* Set exercise *
Wherever the string "table" appears in a line, extract that line.

□ □ □ □ □ □ □

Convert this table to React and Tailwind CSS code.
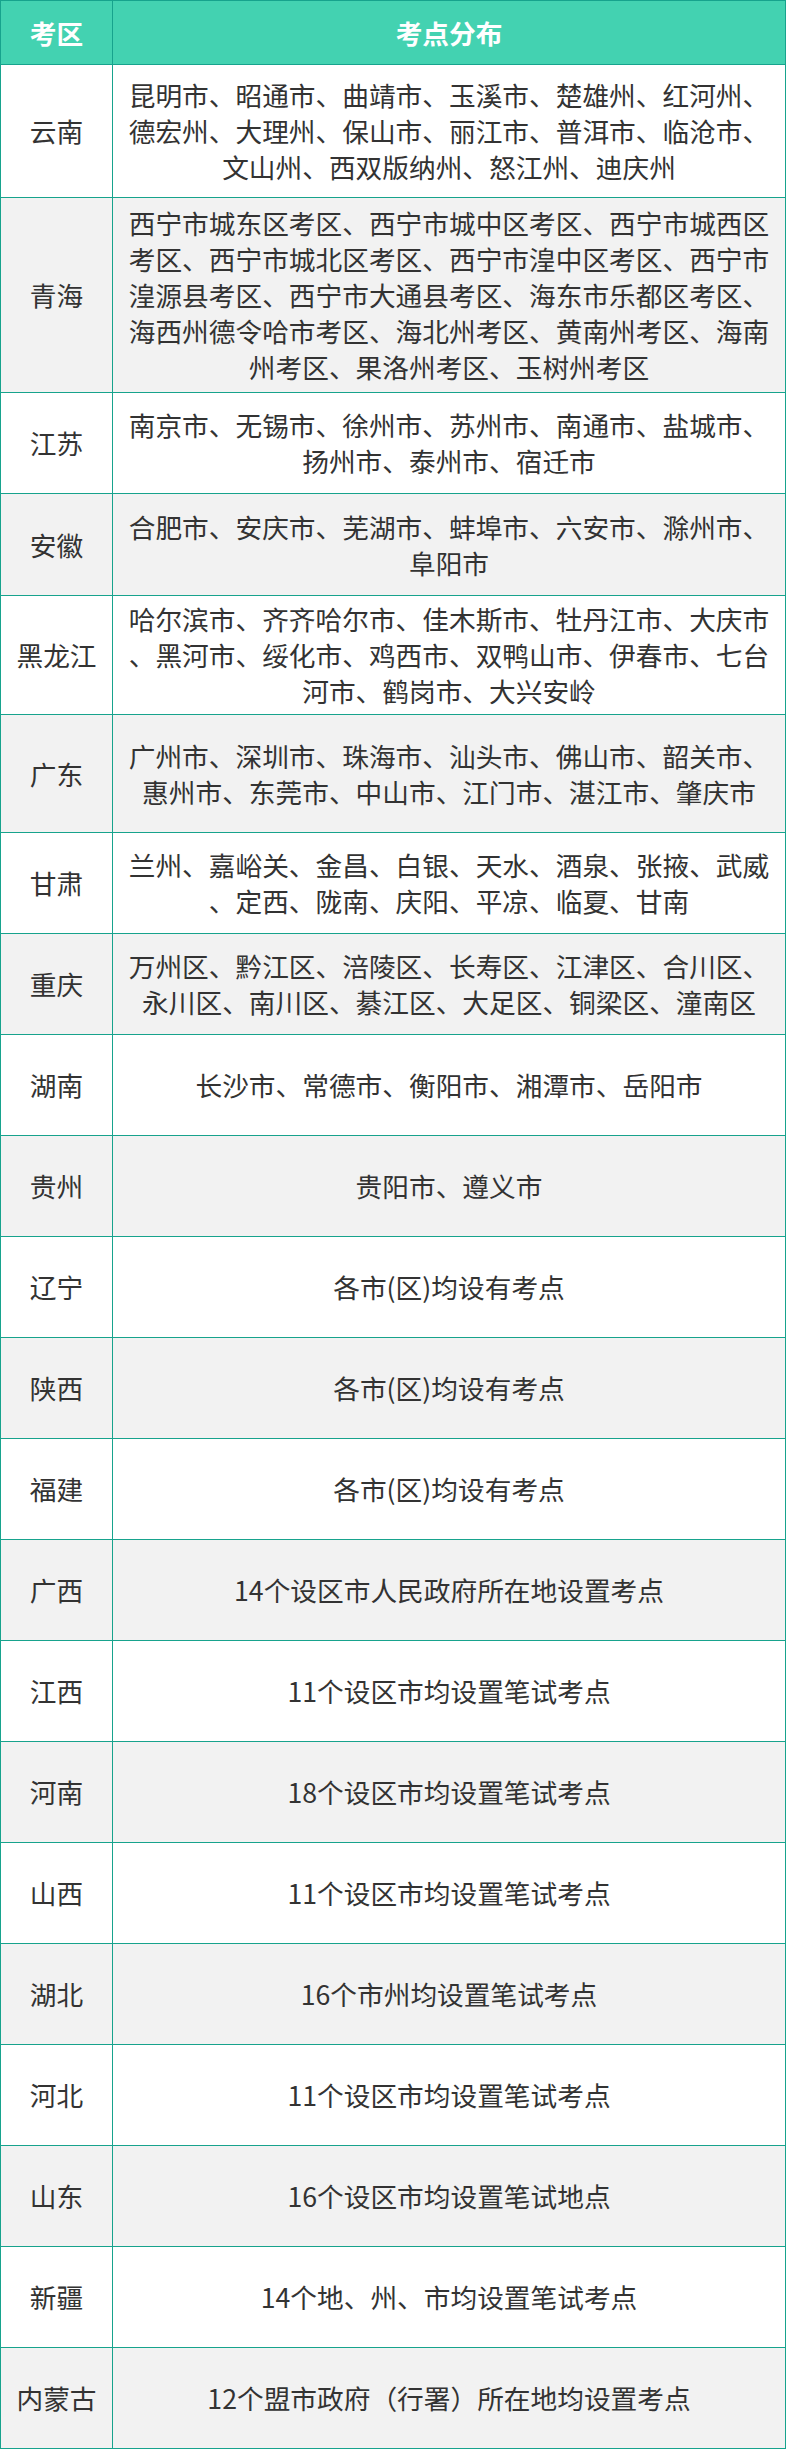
const rows = [
  {
    area: '云南',
    h: 'h-[133px]',
    lines: [
      '昆明市、昭通市、曲靖市、玉溪市、楚雄州、红河州、',
      '德宏州、大理州、保山市、丽江市、普洱市、临沧市、',
      '文山州、西双版纳州、怒江州、迪庆州',
    ],
  },
  {
    area: '青海',
    h: 'h-[195px]',
    lines: [
      '西宁市城东区考区、西宁市城中区考区、西宁市城西区',
      '考区、西宁市城北区考区、西宁市湟中区考区、西宁市',
      '湟源县考区、西宁市大通县考区、海东市乐都区考区、',
      '海西州德令哈市考区、海北州考区、黄南州考区、海南',
      '州考区、果洛州考区、玉树州考区',
    ],
  },
  {
    area: '江苏',
    h: 'h-[101px]',
    lines: ['南京市、无锡市、徐州市、苏州市、南通市、盐城市、', '扬州市、泰州市、宿迁市'],
  },
  {
    area: '安徽',
    h: 'h-[102px]',
    lines: ['合肥市、安庆市、芜湖市、蚌埠市、六安市、滁州市、', '阜阳市'],
  },
  {
    area: '黑龙江',
    h: 'h-[119px]',
    lines: [
      '哈尔滨市、齐齐哈尔市、佳木斯市、牡丹江市、大庆市',
      '、黑河市、绥化市、鸡西市、双鸭山市、伊春市、七台',
      '河市、鹤岗市、大兴安岭',
    ],
  },
  {
    area: '广东',
    h: 'h-[118px]',
    lines: ['广州市、深圳市、珠海市、汕头市、佛山市、韶关市、', '惠州市、东莞市、中山市、江门市、湛江市、肇庆市'],
  },
  {
    area: '甘肃',
    h: 'h-[101px]',
    lines: ['兰州、嘉峪关、金昌、白银、天水、酒泉、张掖、武威', '、定西、陇南、庆阳、平凉、临夏、甘南'],
  },
  {
    area: '重庆',
    h: 'h-[101px]',
    lines: ['万州区、黔江区、涪陵区、长寿区、江津区、合川区、', '永川区、南川区、綦江区、大足区、铜梁区、潼南区'],
  },
  { area: '湖南', h: 'h-[101px]', lines: ['长沙市、常德市、衡阳市、湘潭市、岳阳市'] },
  { area: '贵州', h: 'h-[101px]', lines: ['贵阳市、遵义市'] },
  { area: '辽宁', h: 'h-[101px]', lines: ['各市(区)均设有考点'] },
  { area: '陕西', h: 'h-[101px]', lines: ['各市(区)均设有考点'] },
  { area: '福建', h: 'h-[101px]', lines: ['各市(区)均设有考点'] },
  { area: '广西', h: 'h-[101px]', lines: ['14个设区市人民政府所在地设置考点'] },
  { area: '江西', h: 'h-[101px]', lines: ['11个设区市均设置笔试考点'] },
  { area: '河南', h: 'h-[101px]', lines: ['18个设区市均设置笔试考点'] },
  { area: '山西', h: 'h-[101px]', lines: ['11个设区市均设置笔试考点'] },
  { area: '湖北', h: 'h-[101px]', lines: ['16个市州均设置笔试考点'] },
  { area: '河北', h: 'h-[101px]', lines: ['11个设区市均设置笔试考点'] },
  { area: '山东', h: 'h-[101px]', lines: ['16个设区市均设置笔试地点'] },
  { area: '新疆', h: 'h-[101px]', lines: ['14个地、州、市均设置笔试考点'] },
  { area: '内蒙古', h: 'h-[101px]', lines: ['12个盟市政府（行署）所在地均设置考点'] },
]

// Exam-site table: left column is the province, right column lists the sites.
// Line breaks are fixed so the wrapping matches the source table exactly.
export default function App() {
  return (
    <div className="min-h-[2451px] w-[786px] bg-white font-['Noto_Sans_CJK_SC',sans-serif] text-[26.7px] leading-[36px] text-[#333]">
      <div className="border-x border-t border-[#17a38d]">
        {/* header */}
        <div className="flex h-[64px] border-b border-[#17a38d] bg-[#43d2b1] font-bold text-white">
          <div className="flex w-[112px] shrink-0 items-center justify-center border-r border-[#17a38d]">
            考区
          </div>
          <div className="flex flex-1 items-center justify-center">考点分布</div>
        </div>

        {rows.map((row, i) => (
          <div
            key={row.area}
            className={
              'flex border-b border-[#17a38d] ' +
              row.h +
              (i % 2 === 1 ? ' bg-[#f2f2f2]' : ' bg-white')
            }
          >
            <div className="flex w-[112px] shrink-0 items-center justify-center border-r border-[#17a38d] whitespace-nowrap">
              {row.area}
            </div>
            <div className="flex flex-1 flex-col items-center justify-center px-[12px]">
              {row.lines.map((line, j) => (
                <div key={j} className="whitespace-nowrap text-center">
                  {line}
                </div>
              ))}
            </div>
          </div>
        ))}
      </div>
    </div>
  )
}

□ □ □ □ □ □ □

* Complete output *
Convert this table to React and Tailwind CSS code.
// Exam-site table: left column is the province, right column lists the sites.
// Line breaks are fixed so the wrapping matches the source table exactly.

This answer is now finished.